• Data rows:
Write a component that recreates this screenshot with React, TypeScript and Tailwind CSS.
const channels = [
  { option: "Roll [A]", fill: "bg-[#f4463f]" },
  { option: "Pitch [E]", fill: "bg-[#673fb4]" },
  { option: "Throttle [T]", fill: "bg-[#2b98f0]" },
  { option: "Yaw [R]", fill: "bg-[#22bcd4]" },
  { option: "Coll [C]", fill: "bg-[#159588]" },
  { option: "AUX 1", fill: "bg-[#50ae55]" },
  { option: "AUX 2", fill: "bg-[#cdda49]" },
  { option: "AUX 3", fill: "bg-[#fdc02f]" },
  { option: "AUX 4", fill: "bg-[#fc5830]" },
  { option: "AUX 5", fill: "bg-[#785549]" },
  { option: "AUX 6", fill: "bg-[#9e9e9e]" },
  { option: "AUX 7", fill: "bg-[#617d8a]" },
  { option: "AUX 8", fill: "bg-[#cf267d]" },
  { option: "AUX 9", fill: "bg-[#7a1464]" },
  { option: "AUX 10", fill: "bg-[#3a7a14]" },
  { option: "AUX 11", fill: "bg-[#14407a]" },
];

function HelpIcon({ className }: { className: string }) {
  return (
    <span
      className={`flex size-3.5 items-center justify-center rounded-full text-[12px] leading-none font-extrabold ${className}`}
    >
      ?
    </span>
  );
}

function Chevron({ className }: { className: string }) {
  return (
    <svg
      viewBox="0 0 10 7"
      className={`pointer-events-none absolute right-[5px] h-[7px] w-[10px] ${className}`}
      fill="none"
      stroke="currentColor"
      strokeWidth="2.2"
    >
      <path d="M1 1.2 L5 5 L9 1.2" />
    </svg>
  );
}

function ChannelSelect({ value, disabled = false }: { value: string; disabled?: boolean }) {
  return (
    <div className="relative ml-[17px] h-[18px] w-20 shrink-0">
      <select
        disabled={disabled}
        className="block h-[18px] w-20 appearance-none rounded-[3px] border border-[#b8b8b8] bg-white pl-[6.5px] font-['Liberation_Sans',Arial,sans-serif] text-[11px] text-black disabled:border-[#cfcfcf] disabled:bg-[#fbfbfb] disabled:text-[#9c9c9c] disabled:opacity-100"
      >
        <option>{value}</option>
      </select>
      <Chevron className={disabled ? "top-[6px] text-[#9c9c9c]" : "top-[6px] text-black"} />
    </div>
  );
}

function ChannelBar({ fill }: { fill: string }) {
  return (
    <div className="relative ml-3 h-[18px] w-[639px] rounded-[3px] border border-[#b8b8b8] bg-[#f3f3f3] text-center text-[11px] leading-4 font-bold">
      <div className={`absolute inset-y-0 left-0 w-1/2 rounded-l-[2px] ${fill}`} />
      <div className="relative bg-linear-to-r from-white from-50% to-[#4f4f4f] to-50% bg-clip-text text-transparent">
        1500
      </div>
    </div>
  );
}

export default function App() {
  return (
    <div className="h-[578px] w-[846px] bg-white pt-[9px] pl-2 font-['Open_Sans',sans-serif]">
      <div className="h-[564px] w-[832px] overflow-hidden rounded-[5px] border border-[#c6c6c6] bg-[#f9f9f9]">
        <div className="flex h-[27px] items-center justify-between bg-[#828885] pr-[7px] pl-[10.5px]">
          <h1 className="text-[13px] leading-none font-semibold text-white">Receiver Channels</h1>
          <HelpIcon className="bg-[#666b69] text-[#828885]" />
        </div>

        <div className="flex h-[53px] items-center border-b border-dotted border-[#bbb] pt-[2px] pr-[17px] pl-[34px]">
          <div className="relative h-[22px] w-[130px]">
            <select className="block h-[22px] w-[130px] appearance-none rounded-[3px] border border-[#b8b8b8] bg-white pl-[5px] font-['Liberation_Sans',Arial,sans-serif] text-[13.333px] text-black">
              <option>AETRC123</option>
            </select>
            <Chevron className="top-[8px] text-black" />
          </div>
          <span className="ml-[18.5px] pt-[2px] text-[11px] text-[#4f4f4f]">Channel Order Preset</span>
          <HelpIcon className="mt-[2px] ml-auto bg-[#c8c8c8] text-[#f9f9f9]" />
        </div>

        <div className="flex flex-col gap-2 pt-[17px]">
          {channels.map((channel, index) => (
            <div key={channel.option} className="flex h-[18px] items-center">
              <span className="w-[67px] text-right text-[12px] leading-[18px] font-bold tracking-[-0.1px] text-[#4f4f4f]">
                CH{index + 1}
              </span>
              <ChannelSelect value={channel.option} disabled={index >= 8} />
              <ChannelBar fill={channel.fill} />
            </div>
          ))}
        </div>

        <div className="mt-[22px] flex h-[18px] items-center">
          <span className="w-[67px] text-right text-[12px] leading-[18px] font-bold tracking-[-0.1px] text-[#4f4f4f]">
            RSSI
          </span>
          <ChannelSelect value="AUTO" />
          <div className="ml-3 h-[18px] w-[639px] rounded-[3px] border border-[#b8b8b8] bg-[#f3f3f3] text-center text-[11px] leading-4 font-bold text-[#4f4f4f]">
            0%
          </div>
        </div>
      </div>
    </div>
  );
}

* * *

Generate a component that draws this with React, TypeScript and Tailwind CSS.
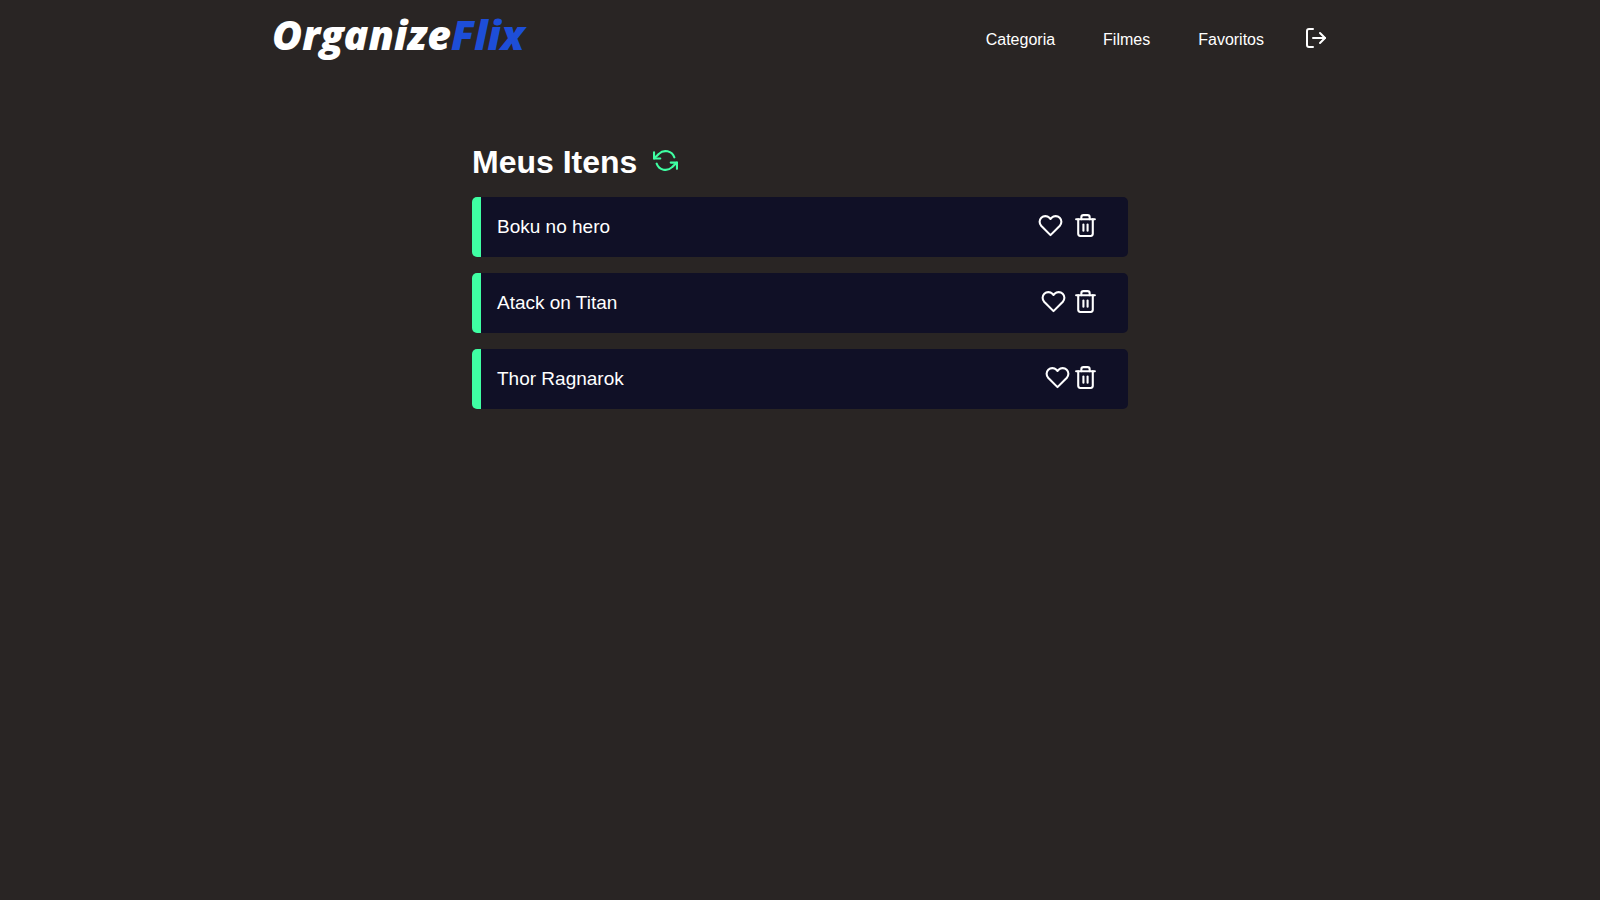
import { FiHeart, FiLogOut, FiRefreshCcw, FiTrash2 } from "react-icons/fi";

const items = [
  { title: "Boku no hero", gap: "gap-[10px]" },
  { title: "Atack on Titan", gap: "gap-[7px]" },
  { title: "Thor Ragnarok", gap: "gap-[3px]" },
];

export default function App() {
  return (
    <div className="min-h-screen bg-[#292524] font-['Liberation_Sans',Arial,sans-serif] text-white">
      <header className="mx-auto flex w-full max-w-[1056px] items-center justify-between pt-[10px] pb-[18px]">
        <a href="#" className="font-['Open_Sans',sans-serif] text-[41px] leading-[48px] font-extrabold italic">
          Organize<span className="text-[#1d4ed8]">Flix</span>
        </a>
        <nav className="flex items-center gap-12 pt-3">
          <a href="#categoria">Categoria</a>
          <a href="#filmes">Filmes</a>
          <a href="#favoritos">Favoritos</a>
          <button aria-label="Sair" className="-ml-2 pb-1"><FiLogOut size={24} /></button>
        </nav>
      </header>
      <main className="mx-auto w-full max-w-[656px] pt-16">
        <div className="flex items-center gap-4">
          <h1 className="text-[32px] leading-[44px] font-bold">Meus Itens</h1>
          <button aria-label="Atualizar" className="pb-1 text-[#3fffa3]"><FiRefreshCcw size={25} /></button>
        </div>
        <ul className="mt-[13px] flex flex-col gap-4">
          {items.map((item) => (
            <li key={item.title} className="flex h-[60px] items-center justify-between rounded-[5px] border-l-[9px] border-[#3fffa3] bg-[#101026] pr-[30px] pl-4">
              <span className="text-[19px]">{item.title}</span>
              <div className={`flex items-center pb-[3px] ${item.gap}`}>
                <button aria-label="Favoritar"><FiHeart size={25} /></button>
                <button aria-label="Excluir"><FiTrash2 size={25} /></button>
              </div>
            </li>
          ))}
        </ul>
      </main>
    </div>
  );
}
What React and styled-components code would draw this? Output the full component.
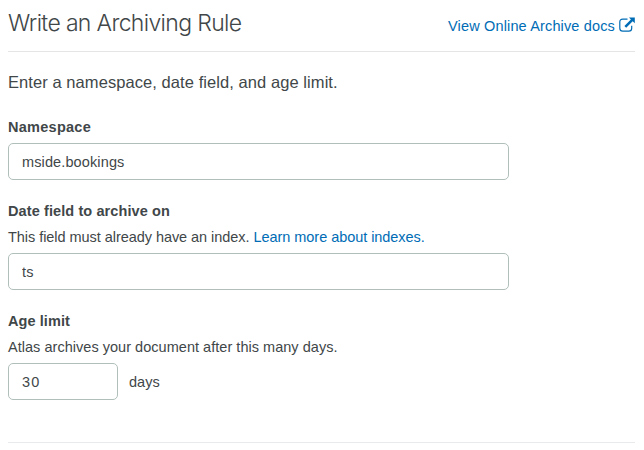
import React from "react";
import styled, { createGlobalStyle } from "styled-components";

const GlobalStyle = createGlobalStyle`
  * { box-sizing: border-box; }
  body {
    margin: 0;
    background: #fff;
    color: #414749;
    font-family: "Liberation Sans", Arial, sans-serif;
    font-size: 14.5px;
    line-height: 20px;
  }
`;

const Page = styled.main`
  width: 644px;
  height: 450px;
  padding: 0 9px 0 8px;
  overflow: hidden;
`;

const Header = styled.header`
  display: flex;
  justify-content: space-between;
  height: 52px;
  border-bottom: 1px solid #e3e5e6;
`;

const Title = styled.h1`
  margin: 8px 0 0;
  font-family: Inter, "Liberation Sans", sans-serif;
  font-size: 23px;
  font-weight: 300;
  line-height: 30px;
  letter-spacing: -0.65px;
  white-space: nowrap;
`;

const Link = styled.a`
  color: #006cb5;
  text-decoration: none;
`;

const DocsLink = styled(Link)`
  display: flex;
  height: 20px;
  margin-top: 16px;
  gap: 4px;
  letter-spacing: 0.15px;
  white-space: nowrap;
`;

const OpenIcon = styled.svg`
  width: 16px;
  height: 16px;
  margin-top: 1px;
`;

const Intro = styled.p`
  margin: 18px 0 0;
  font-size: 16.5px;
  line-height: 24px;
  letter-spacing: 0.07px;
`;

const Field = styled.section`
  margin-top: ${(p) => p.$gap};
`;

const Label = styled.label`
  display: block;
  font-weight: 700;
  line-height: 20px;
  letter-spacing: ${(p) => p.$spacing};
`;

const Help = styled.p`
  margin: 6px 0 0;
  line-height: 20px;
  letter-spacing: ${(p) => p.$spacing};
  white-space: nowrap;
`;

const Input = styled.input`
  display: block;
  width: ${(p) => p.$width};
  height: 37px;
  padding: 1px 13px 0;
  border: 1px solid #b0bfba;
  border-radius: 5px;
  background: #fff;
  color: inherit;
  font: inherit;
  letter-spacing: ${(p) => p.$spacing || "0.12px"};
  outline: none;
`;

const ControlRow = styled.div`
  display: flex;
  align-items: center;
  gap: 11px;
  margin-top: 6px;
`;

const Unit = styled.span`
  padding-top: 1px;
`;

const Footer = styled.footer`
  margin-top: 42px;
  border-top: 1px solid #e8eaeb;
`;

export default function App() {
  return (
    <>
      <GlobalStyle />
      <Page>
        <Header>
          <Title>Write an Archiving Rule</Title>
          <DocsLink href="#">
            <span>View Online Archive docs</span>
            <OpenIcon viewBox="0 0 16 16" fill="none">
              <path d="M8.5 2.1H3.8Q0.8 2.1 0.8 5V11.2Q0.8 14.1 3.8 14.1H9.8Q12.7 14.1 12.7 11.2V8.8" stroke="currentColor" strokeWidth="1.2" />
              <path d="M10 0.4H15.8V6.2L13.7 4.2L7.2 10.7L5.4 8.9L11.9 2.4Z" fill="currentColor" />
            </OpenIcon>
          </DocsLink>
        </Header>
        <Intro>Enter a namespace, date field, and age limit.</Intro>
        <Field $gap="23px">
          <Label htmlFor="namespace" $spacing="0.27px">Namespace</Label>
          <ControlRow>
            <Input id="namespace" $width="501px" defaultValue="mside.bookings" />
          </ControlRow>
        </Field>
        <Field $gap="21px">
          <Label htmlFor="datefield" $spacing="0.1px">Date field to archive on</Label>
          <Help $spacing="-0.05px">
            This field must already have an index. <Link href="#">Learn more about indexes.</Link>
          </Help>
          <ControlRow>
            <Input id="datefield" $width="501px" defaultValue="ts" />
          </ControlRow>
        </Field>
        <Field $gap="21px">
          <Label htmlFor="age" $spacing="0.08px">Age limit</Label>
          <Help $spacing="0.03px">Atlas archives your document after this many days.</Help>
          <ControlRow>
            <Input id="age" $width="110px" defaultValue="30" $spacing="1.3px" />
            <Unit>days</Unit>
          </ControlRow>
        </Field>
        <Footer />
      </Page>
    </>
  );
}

...

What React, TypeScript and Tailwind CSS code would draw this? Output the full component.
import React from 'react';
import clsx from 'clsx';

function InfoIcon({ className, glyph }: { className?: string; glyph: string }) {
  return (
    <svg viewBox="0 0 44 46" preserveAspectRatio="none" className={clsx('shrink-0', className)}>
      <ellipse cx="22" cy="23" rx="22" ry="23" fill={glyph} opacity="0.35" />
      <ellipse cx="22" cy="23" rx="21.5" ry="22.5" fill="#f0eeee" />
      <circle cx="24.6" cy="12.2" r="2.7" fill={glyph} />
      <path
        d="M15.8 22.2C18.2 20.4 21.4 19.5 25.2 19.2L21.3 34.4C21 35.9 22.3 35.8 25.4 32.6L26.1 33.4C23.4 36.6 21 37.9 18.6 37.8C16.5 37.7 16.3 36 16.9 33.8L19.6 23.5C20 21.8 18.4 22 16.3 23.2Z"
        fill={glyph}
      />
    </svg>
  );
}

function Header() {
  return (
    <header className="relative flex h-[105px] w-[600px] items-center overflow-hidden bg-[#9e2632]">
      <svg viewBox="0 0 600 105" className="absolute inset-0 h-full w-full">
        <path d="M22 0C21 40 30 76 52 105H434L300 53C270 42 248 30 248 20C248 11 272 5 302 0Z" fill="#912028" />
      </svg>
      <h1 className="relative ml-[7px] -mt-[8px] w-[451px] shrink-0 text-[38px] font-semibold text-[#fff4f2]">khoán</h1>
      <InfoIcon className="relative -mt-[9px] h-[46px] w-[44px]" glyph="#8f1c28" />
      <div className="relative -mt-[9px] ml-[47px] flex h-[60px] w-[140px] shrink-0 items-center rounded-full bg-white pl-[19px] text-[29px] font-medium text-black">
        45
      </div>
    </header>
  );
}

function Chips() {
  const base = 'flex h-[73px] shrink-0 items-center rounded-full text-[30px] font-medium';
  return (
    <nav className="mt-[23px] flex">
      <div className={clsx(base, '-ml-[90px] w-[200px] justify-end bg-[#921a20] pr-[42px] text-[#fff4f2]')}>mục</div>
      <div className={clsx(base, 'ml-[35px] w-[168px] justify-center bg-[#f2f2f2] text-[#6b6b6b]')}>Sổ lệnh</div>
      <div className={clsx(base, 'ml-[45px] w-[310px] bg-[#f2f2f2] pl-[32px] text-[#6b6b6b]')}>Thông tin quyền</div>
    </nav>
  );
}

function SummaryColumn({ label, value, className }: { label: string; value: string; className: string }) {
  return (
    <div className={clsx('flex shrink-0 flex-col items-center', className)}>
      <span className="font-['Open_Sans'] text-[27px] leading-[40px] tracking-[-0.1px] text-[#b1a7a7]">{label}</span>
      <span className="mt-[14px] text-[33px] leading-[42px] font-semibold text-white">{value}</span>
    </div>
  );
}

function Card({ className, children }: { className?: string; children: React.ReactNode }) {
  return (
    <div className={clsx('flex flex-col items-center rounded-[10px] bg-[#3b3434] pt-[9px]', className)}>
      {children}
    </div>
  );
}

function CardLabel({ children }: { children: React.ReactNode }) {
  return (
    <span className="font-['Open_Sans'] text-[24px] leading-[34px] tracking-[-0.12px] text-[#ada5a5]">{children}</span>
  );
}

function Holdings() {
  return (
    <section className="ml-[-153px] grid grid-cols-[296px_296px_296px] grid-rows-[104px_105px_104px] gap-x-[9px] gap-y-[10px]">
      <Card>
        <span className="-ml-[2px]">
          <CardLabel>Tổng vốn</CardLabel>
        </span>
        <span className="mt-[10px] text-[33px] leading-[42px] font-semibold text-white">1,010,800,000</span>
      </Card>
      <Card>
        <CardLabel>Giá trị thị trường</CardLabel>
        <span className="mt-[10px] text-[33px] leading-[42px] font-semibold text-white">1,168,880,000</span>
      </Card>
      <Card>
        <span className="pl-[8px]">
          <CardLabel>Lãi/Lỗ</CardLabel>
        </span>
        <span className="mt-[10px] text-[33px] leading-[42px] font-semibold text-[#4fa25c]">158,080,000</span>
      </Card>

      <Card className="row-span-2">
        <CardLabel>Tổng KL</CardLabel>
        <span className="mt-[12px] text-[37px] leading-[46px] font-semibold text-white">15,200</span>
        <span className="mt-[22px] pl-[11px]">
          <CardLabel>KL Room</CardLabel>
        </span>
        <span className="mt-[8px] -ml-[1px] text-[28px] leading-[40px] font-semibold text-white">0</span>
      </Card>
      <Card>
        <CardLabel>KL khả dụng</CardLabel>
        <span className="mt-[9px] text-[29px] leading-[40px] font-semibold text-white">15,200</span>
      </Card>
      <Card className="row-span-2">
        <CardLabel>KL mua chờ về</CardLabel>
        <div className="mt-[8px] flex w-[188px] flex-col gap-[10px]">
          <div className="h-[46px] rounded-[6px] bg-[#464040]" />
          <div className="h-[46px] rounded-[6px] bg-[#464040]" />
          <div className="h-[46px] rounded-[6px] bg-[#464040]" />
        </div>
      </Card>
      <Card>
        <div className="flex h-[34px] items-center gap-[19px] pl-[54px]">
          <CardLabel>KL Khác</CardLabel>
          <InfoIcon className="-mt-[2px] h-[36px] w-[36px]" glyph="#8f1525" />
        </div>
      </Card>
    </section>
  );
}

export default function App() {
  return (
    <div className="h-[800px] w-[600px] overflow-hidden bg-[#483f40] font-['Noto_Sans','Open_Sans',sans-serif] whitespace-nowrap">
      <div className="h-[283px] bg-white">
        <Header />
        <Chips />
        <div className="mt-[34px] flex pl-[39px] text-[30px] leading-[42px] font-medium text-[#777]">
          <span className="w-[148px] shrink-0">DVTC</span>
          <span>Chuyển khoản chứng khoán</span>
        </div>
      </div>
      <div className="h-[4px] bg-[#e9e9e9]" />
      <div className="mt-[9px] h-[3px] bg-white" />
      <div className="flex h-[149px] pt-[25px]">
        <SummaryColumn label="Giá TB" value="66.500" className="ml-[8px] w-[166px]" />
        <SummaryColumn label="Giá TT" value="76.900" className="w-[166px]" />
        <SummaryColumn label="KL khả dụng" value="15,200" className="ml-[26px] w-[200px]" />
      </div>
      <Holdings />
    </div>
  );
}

• What is needed: Filter the listing for the word "Output" and copy every line that holds it.

• Solved problem:
What React and styled-components code would draw this? Output the full component.
What React, TypeScript and Tailwind CSS code would draw this? Output the full component.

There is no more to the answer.